“Sono particolarmente felice di poter condividere la gioia di tutta la nostra Chiesa novarese, che ora può venerare come martire don Giuseppe Rossi, umile prete, esemplare per la vita di preghiera e per il generoso servizio alla sua gente. Egli è stato l’‘Icona di un parroco martire’, che si è speso sino alla fine, testimonianza di fedeltà e dedizione sacerdotale al bene della propria comunità, con la quale ha saputo condividere tutto. Un modello per tutto il popolo di Dio, e in particolare per noi sacerdoti e per i laici che svolgono un ministero a servizio della Chiesa”. Così mons. Franco Giulio Brambilla, vescovo di Novara, nella lettera alla comunità diocesana a seguito dell’autorizzazione data dal Papa al Dicastero delle Cause dei santi a promulgare il Decreto riguardante il martirio del servo di Dio don Giuseppe Rossi, sacerdote della diocesi novarese, nato il 3 novembre 1912 a Varallo Pombia e ucciso in odio alla fede il 26 febbraio 1945 a Castiglione Ossola.
“L’approvazione del martirio in odio alla fede – sottolinea il vescovo – apre le porte alla beatificazione del Servo di Dio che, da parroco fedele e generoso, volle rimanere tra la sua gente in una circostanza drammatica e pericolosa, nella quale la furia dei componenti la Brigata repubblichina ‘Corrao-Muti’ sarebbe potuta esplodere, coinvolgendo tutto il paese. Si riversò, invece, sul solo parroco che, come ‘mite agnello’, affrontò silenzioso la morte”.
“Ringrazio il Signore per il dono di don Giuseppe alla nostra Chiesa, Papa Francesco per il riconoscimento del suo martirio, il card. Marcello Semeraro, prefetto del Dicastero delle Cause dei santi, e la postulatrice Francesca Consolini per il lungo lavoro svolto durante questi anni”, prosegue mons. Brambilla, per il quale “la promulgazione del decreto sul martirio conclude infatti il lungo iter canonico iniziato nel 2001 con la richiesta di introdurre la Causa, presentata alla Congregazione delle Cause dei santi dal mio predecessore mons. Renato Corti, a cui unisco il ricordo riconoscente per don Severino Cantonetti, immediato successore di don Rossi dal 1946 al 2015, che spese l’intero suo ministero sacerdotale, perché fosse riconosciuto il martirio del Servo di Dio. Inizia, ora, la fase preparatoria del rito di beatificazione, la cui data verrà concordata con la Segreteria di Stato”.

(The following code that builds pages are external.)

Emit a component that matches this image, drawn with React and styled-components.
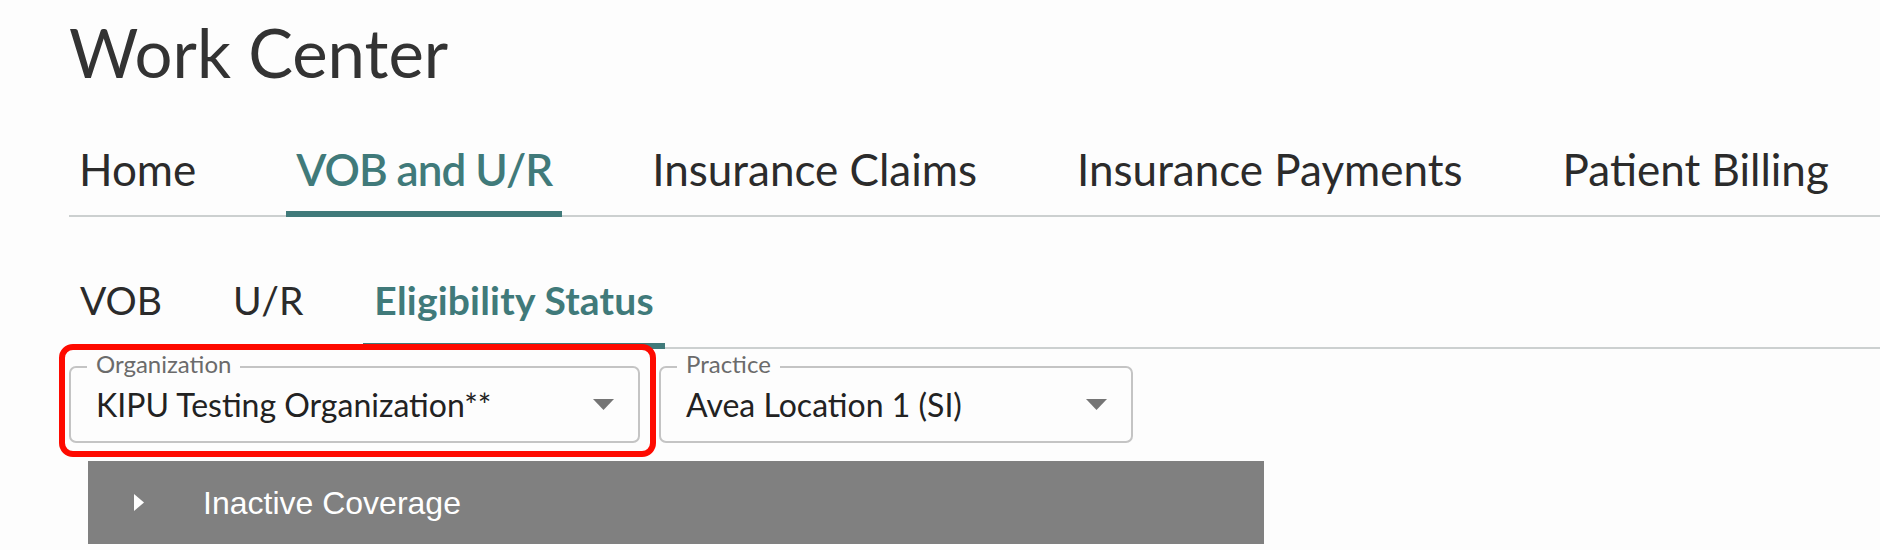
import React from "react";
import styled, { createGlobalStyle } from "styled-components";

const GlobalStyle = createGlobalStyle`
  body {
    margin: 0;
    background: #fdfdfd;
    font-family: Lato, "Open Sans", sans-serif;
  }
`;

const Page = styled.div`
  padding: 12px 0 0 69px;
`;

const Title = styled.h1`
  margin: 0 0 49px;
  font-size: 67px;
  line-height: 80px;
  font-weight: 400;
  color: #333;
`;

const TabList = styled.nav`
  display: flex;
  gap: ${(p) => p.$gap}px;
  box-shadow: inset 0 -2px 0 #ccd0d0;
  margin-top: ${(p) => p.$top || 0}px;
`;

const Tab = styled.div`
  padding: 0 ${(p) => p.$pad}px ${(p) => p.$bottom}px;
  font-size: ${(p) => p.$size}px;
  line-height: ${(p) => p.$line}px;
  font-weight: ${(p) => (p.$active ? p.$weight : 400)};
  letter-spacing: ${(p) => (p.$active ? p.$squeeze : 0)}px;
  color: ${(p) => (p.$active ? "#407a7a" : "#2b2b2b")};
  border-bottom: 6px solid ${(p) => (p.$active ? "#407a7a" : "transparent")};
  white-space: nowrap;
`;

const Filters = styled.div`
  display: flex;
  gap: 19px;
  margin-top: 17px;
`;

const Field = styled.div`
  position: relative;
  width: ${(p) => p.$width}px;
  height: 77px;
  box-sizing: border-box;
  border: 2px solid #c4c4c4;
  border-radius: 7px;
  display: flex;
  align-items: center;
  justify-content: space-between;
  padding: 0 24px 0 25px;

  ${(p) =>
    p.$highlight &&
    `
    &::before {
      content: "";
      position: absolute;
      left: -12px;
      right: -18px;
      top: -24px;
      bottom: -16px;
      border: 6px solid #fe0a00;
      border-radius: 14px;
      pointer-events: none;
    }
  `}
`;

const Label = styled.span`
  position: absolute;
  left: 16px;
  top: -16px;
  padding: 0 9px;
  background: #fdfdfd;
  font-size: 24px;
  line-height: 24px;
  color: #6b6b6b;
`;

const Value = styled.span`
  font-size: 32px;
  line-height: 38px;
  color: #222;
`;

const Caret = styled.svg`
  width: 21px;
  height: 11px;
  fill: #757575;
  flex-shrink: 0;
`;

const Section = styled.div`
  margin: 18px 0 0 19px;
  width: 1176px;
  height: 83px;
  background: #808080;
  display: flex;
  align-items: center;
  padding-left: 46px;
  box-sizing: border-box;
  color: #fff;
  font-family: "Liberation Sans", Arial, sans-serif;
  font-size: 32px;
  line-height: 32px;
`;

const Chevron = styled.svg`
  width: 10px;
  height: 17px;
  fill: #fff;
  margin-right: 59px;
`;

const mainTabs = ["Home", "VOB and U/R", "Insurance Claims", "Insurance Payments", "Patient Billing"];
const subTabs = ["VOB", "U/R", "Eligibility Status"];

function SelectField({ label, value, width, highlight }) {
  return (
    <Field $width={width} $highlight={highlight}>
      <Label>{label}</Label>
      <Value>{value}</Value>
      <Caret viewBox="0 0 21 11">
        <path d="M0 0h21L10.5 11z" />
      </Caret>
    </Field>
  );
}

export default function App() {
  return (
    <>
      <GlobalStyle />
      <Page>
        <Title>Work Center</Title>
        <TabList $gap={80}>
          {mainTabs.map((t) => (
            <Tab key={t} $pad={10} $size={44} $line={56} $bottom={14} $weight={600} $squeeze={-1} $active={t === "VOB and U/R"}>
              {t}
            </Tab>
          ))}
        </TabList>
        <TabList $gap={49} $top={59}>
          {subTabs.map((t) => (
            <Tab key={t} $pad={11} $size={39} $line={48} $bottom={19} $weight={700} $squeeze={0.2} $active={t === "Eligibility Status"}>
              {t}
            </Tab>
          ))}
        </TabList>
        <Filters>
          <SelectField label="Organization" value="KIPU Testing Organization**" width={571} highlight />
          <SelectField label="Practice" value="Avea Location 1 (SI)" width={474} />
        </Filters>
        <Section>
          <Chevron viewBox="0 0 10 17">
            <path d="M0 0l10 8.5L0 17z" />
          </Chevron>
          Inactive Coverage
        </Section>
      </Page>
    </>
  );
}
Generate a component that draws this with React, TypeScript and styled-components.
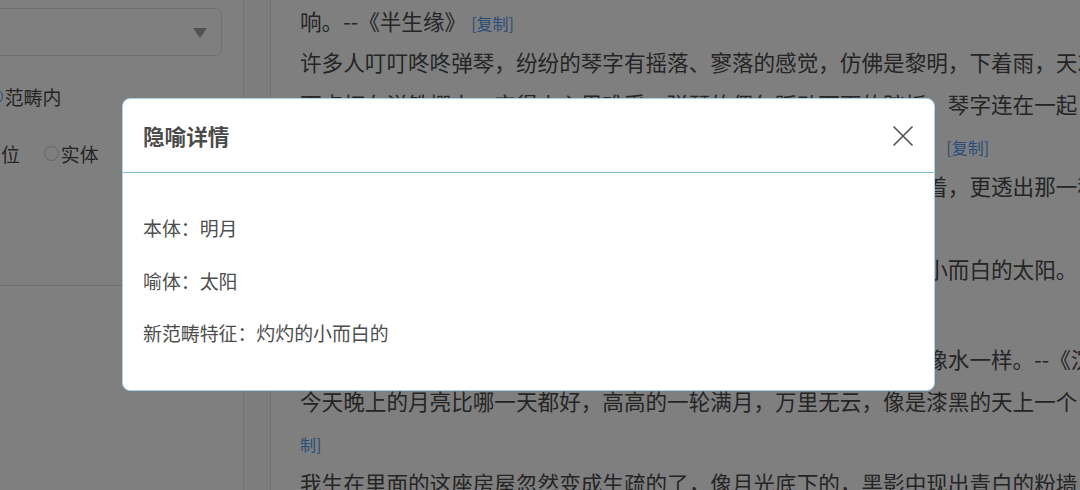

In una nota, la diocesi di Novara ricorda alcuni tratti biografici di don Rossi, che studiò nel Seminario diocesano e fu ordinato sacerdote il 29 giugno 1937 a 25 anni. Nel 1938 fu nominato parroco di Castiglione Ossola, in Valle Anzasca, ove spese tutto il suo ministero pastorale fino alla morte, in un tempo quasi solo segnato dal secondo conflitto mondiale. Come pastore organizzò l’Azione Cattolica, la San Vincenzo per i più poveri, aiutò con le poche risorse le missioni, si spese per i giovani partiti per il fronte, scrivendo loro sovente. Dopo l’armistizio dell’8 settembre 1943, al periodo di sbandamento che seguì, don Rossi non parteggiò per nessuno, soffrendo con cuore di padre nel vedere i suoi figli combattersi in una lotta fratricida. Don Rossi venne ucciso barbaramente dai fascisti nella notte del 26 febbraio 1945, dopo che al mattino le milizie partigiane avevano attaccato la Brigata fascista “Muti”. Dopo otto giorni di silenzio tombale, uno dei militi fascisti, nel tormento del rimorso, si confidò con una ragazza del paese. Trovarono don Rossi nel vallone dei Colombetti sotto il paese, sepolto in una fossa che era stato costretto a scavare con le proprie mani; il cranio spaccato dal calcio di un fucile, una pugnalata alla schiena e il colpo di grazia in viso. Il 22 settembre 1991, i resti di don Rossi, dalla natia Varallo Pombia, ove erano stati sepolti per volontà della mamma, furono traslati nella chiesa di Castiglione Ossola, ove riposano.